Power toothbrushes are gaining popularity as dentists continue to recommend them and a number of studies show that power toothbrushes with a rotation oscillation reduce plaques and gingivitis more effectively than manual toothbrushes. In addition, electric toothbrushes are more convenient as they require less effort and most have a timer.
However, entering the electric toothbrush market could prove a mistake for Colgate-Palmolive. This may also have an unintended consequence of increasing the competition in the dental care market by other toothpaste manufacturers entering the electric toothbrush market and vice versa. For example, Arm & Hammer, which is sold by Church & Dwight, may enter into a partnership with General Electric (GE), which was one of the first manufacturers of electric toothbrushes when they were first introduced. Similarly, Aquafresh may decide to enter the electric toothbrush market with an electronics company. And Philips could decide to enter the toothpaste market alone or with neighboring Unilever (UL). In fact, Philips already entered the professional tooth whitening space with its acquisition of Discus Holdings in late 2010. Colgate-Palmolive's attempt to enter a market, part of which it already dominates, could have negative effects on the company despite its established brand.

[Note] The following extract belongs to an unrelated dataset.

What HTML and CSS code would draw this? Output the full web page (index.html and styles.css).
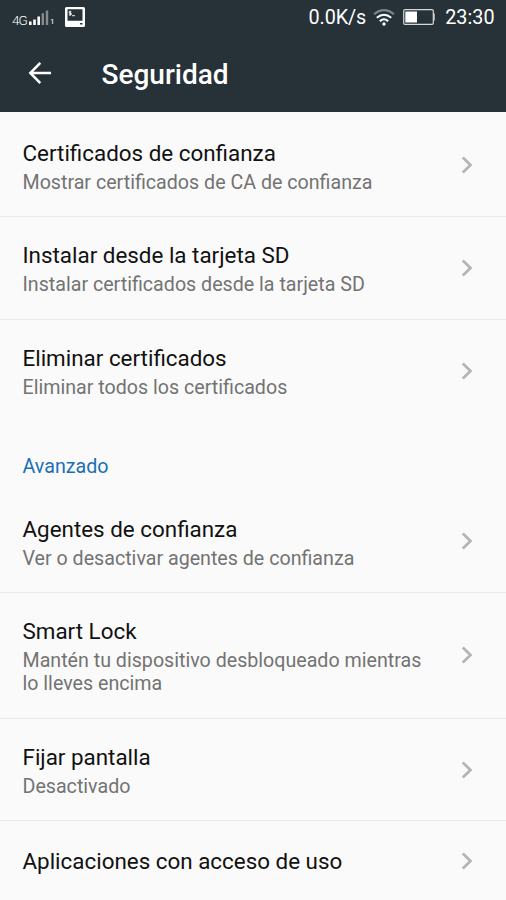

Dental hygiene is on the rise. Also, brushing twice a day from as young as a few months is now the norm in many markets. Without a doubt, Colgate-Palmolive is benefiting from these trends, and its strong grip on the domestic and emerging markets will likely continue for the foreseeable future. However, its share price increase could take a pause. Three main reasons are an erosion of profit margin growth, issuance of additional debt without a clear necessity, and a new partnership to enter the electric toothbrush market with Omron of Japan. Investors looking for stable and dividend paying stocks should exercise caution with Colgate-Palmolive.
Disclosure: I have no positions in any stocks mentioned, and no plans to initiate any positions within the next 72 hours.